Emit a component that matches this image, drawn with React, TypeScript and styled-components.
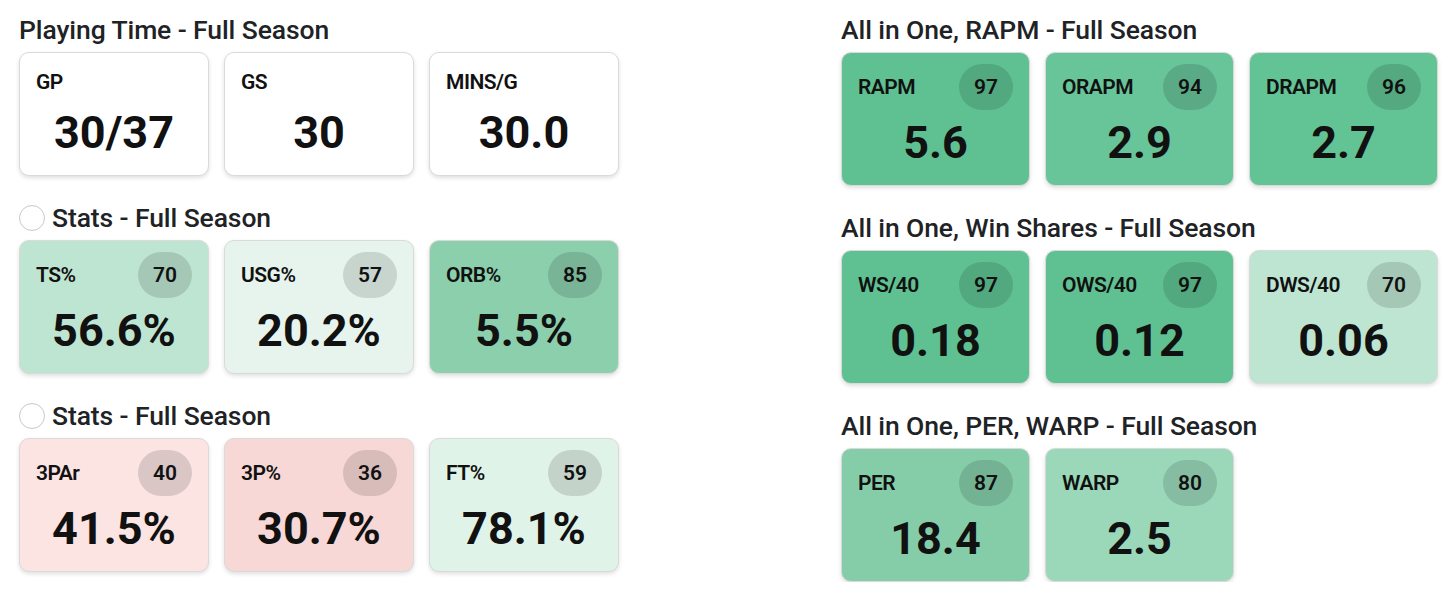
import React from 'react';
import styled, { createGlobalStyle } from 'styled-components';

const GlobalStyle = createGlobalStyle`
  body {
    margin: 0;
    padding: 0;
    background: #ffffff;
    font-family: Roboto, 'Noto Sans', Arial, sans-serif;
    color: #111111;
  }
`;

const Page = styled.div`
  display: grid;
  grid-template-columns: 600px 597px;
  column-gap: 222px;
  padding: 15px 0 0 19px;
`;

const Column = styled.div`
  display: flex;
  flex-direction: column;
  gap: 27px;
`;

const Section = styled.section`
  display: flex;
  flex-direction: column;
  gap: 7px;
`;

const TitleRow = styled.div`
  display: flex;
  align-items: center;
  gap: 7px;
  height: 30px;
`;

const Radio = styled.span`
  width: 24px;
  height: 24px;
  border-radius: 50%;
  border: 1.5px solid #c9c9c9;
  background: #fff;
  flex: none;
`;

const Title = styled.h2`
  margin: 0;
  font-size: 26.5px;
  line-height: 30px;
  font-weight: 500;
  color: #202226;
  letter-spacing: -0.1px;
`;

const Cards = styled.div<{ $col: number }>`
  display: grid;
  grid-template-columns: repeat(3, ${(p) => p.$col}px);
  gap: 15px;
`;

const Card = styled.div<{ $bg: string }>`
  background: ${(p) => p.$bg};
  border: 1px solid #dadada;
  border-radius: 10px;
  box-shadow: 0 2px 4px rgba(0, 0, 0, 0.13);
  padding: 11px 16px 11px;
`;

const Header = styled.div`
  display: flex;
  align-items: center;
  justify-content: space-between;
  min-height: 36px;
`;

const Label = styled.span`
  font-size: 21px;
  font-weight: 600;
  letter-spacing: -0.5px;
  color: #111;
`;

const Badge = styled.span`
  width: 54px;
  height: 46px;
  border-radius: 23px;
  background: rgba(0, 0, 0, 0.13);
  display: flex;
  align-items: center;
  justify-content: center;
  font-size: 21px;
  font-weight: 600;
  color: #111;
`;

const Value = styled.div`
  margin-top: 2px;
  text-align: center;
  font-size: 45px;
  line-height: 62px;
  font-weight: 700;
  color: #111;
`;

type Stat = { label: string; value: string; pct?: number; bg: string };

type Block = { title: string; radio?: boolean; stats: Stat[] };

const left: Block[] = [
  {
    title: 'Playing Time - Full Season',
    stats: [
      { label: 'GP', value: '30/37', bg: '#ffffff' },
      { label: 'GS', value: '30', bg: '#ffffff' },
      { label: 'MINS/G', value: '30.0', bg: '#ffffff' },
    ],
  },
  {
    title: 'Stats - Full Season',
    radio: true,
    stats: [
      { label: 'TS%', value: '56.6%', pct: 70, bg: '#bee5d2' },
      { label: 'USG%', value: '20.2%', pct: 57, bg: '#e6f4ed' },
      { label: 'ORB%', value: '5.5%', pct: 85, bg: '#8bcfad' },
    ],
  },
  {
    title: 'Stats - Full Season',
    radio: true,
    stats: [
      { label: '3PAr', value: '41.5%', pct: 40, bg: '#fbe4e2' },
      { label: '3P%', value: '30.7%', pct: 36, bg: '#f7d8d6' },
      { label: 'FT%', value: '78.1%', pct: 59, bg: '#e0f3e9' },
    ],
  },
];

const right: Block[] = [
  {
    title: 'All in One, RAPM - Full Season',
    stats: [
      { label: 'RAPM', value: '5.6', pct: 97, bg: '#5fc192' },
      { label: 'ORAPM', value: '2.9', pct: 94, bg: '#68c599' },
      { label: 'DRAPM', value: '2.7', pct: 96, bg: '#62c394' },
    ],
  },
  {
    title: 'All in One, Win Shares - Full Season',
    stats: [
      { label: 'WS/40', value: '0.18', pct: 97, bg: '#5fc192' },
      { label: 'OWS/40', value: '0.12', pct: 97, bg: '#5fc192' },
      { label: 'DWS/40', value: '0.06', pct: 70, bg: '#bee5d2' },
    ],
  },
  {
    title: 'All in One, PER, WARP - Full Season',
    stats: [
      { label: 'PER', value: '18.4', pct: 87, bg: '#85cda9' },
      { label: 'WARP', value: '2.5', pct: 80, bg: '#9ad8b9' },
    ],
  },
];

const StatCard = ({ stat }: { stat: Stat }) => (
  <Card $bg={stat.bg}>
    <Header>
      <Label>{stat.label}</Label>
      {stat.pct !== undefined && <Badge>{stat.pct}</Badge>}
    </Header>
    <Value>{stat.value}</Value>
  </Card>
);

const Blocks = ({ blocks, col }: { blocks: Block[]; col: number }) => (
  <Column>
    {blocks.map((b, i) => (
      <Section key={i}>
        <TitleRow>
          {b.radio && <Radio />}
          <Title>{b.title}</Title>
        </TitleRow>
        <Cards $col={col}>
          {b.stats.map((s) => (
            <StatCard key={s.label} stat={s} />
          ))}
        </Cards>
      </Section>
    ))}
  </Column>
);

const App: React.FC = () => (
  <>
    <GlobalStyle />
    <Page>
      <Blocks blocks={left} col={190} />
      <Blocks blocks={right} col={189} />
    </Page>
  </>
);

export default App;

****************

Work instructions: Working from the material above, transcribe it exactly while omitting pictures.

The completed task:
Emit a component that matches this image, drawn with React, TypeScript and styled-components.
import React from 'react';
import styled, { createGlobalStyle } from 'styled-components';

const GlobalStyle = createGlobalStyle`
  body {
    margin: 0;
    padding: 0;
    background: #ffffff;
    font-family: Roboto, 'Noto Sans', Arial, sans-serif;
    color: #111111;
  }
`;

const Page = styled.div`
  display: grid;
  grid-template-columns: 600px 597px;
  column-gap: 222px;
  padding: 15px 0 0 19px;
`;

const Column = styled.div`
  display: flex;
  flex-direction: column;
  gap: 27px;
`;

const Section = styled.section`
  display: flex;
  flex-direction: column;
  gap: 7px;
`;

const TitleRow = styled.div`
  display: flex;
  align-items: center;
  gap: 7px;
  height: 30px;
`;

const Radio = styled.span`
  width: 24px;
  height: 24px;
  border-radius: 50%;
  border: 1.5px solid #c9c9c9;
  background: #fff;
  flex: none;
`;

const Title = styled.h2`
  margin: 0;
  font-size: 26.5px;
  line-height: 30px;
  font-weight: 500;
  color: #202226;
  letter-spacing: -0.1px;
`;

const Cards = styled.div<{ $col: number }>`
  display: grid;
  grid-template-columns: repeat(3, ${(p) => p.$col}px);
  gap: 15px;
`;

const Card = styled.div<{ $bg: string }>`
  background: ${(p) => p.$bg};
  border: 1px solid #dadada;
  border-radius: 10px;
  box-shadow: 0 2px 4px rgba(0, 0, 0, 0.13);
  padding: 11px 16px 11px;
`;

const Header = styled.div`
  display: flex;
  align-items: center;
  justify-content: space-between;
  min-height: 36px;
`;

const Label = styled.span`
  font-size: 21px;
  font-weight: 600;
  letter-spacing: -0.5px;
  color: #111;
`;

const Badge = styled.span`
  width: 54px;
  height: 46px;
  border-radius: 23px;
  background: rgba(0, 0, 0, 0.13);
  display: flex;
  align-items: center;
  justify-content: center;
  font-size: 21px;
  font-weight: 600;
  color: #111;
`;

const Value = styled.div`
  margin-top: 2px;
  text-align: center;
  font-size: 45px;
  line-height: 62px;
  font-weight: 700;
  color: #111;
`;

type Stat = { label: string; value: string; pct?: number; bg: string };

type Block = { title: string; radio?: boolean; stats: Stat[] };

const left: Block[] = [
  {
    title: 'Playing Time - Full Season',
    stats: [
      { label: 'GP', value: '30/37', bg: '#ffffff' },
      { label: 'GS', value: '30', bg: '#ffffff' },
      { label: 'MINS/G', value: '30.0', bg: '#ffffff' },
    ],
  },
  {
    title: 'Stats - Full Season',
    radio: true,
    stats: [
      { label: 'TS%', value: '56.6%', pct: 70, bg: '#bee5d2' },
      { label: 'USG%', value: '20.2%', pct: 57, bg: '#e6f4ed' },
      { label: 'ORB%', value: '5.5%', pct: 85, bg: '#8bcfad' },
    ],
  },
  {
    title: 'Stats - Full Season',
    radio: true,
    stats: [
      { label: '3PAr', value: '41.5%', pct: 40, bg: '#fbe4e2' },
      { label: '3P%', value: '30.7%', pct: 36, bg: '#f7d8d6' },
      { label: 'FT%', value: '78.1%', pct: 59, bg: '#e0f3e9' },
    ],
  },
];

const right: Block[] = [
  {
    title: 'All in One, RAPM - Full Season',
    stats: [
      { label: 'RAPM', value: '5.6', pct: 97, bg: '#5fc192' },
      { label: 'ORAPM', value: '2.9', pct: 94, bg: '#68c599' },
      { label: 'DRAPM', value: '2.7', pct: 96, bg: '#62c394' },
    ],
  },
  {
    title: 'All in One, Win Shares - Full Season',
    stats: [
      { label: 'WS/40', value: '0.18', pct: 97, bg: '#5fc192' },
      { label: 'OWS/40', value: '0.12', pct: 97, bg: '#5fc192' },
      { label: 'DWS/40', value: '0.06', pct: 70, bg: '#bee5d2' },
    ],
  },
  {
    title: 'All in One, PER, WARP - Full Season',
    stats: [
      { label: 'PER', value: '18.4', pct: 87, bg: '#85cda9' },
      { label: 'WARP', value: '2.5', pct: 80, bg: '#9ad8b9' },
    ],
  },
];

const StatCard = ({ stat }: { stat: Stat }) => (
  <Card $bg={stat.bg}>
    <Header>
      <Label>{stat.label}</Label>
      {stat.pct !== undefined && <Badge>{stat.pct}</Badge>}
    </Header>
    <Value>{stat.value}</Value>
  </Card>
);

const Blocks = ({ blocks, col }: { blocks: Block[]; col: number }) => (
  <Column>
    {blocks.map((b, i) => (
      <Section key={i}>
        <TitleRow>
          {b.radio && <Radio />}
          <Title>{b.title}</Title>
        </TitleRow>
        <Cards $col={col}>
          {b.stats.map((s) => (
            <StatCard key={s.label} stat={s} />
          ))}
        </Cards>
      </Section>
    ))}
  </Column>
);

const App: React.FC = () => (
  <>
    <GlobalStyle />
    <Page>
      <Blocks blocks={left} col={190} />
      <Blocks blocks={right} col={189} />
    </Page>
  </>
);

export default App;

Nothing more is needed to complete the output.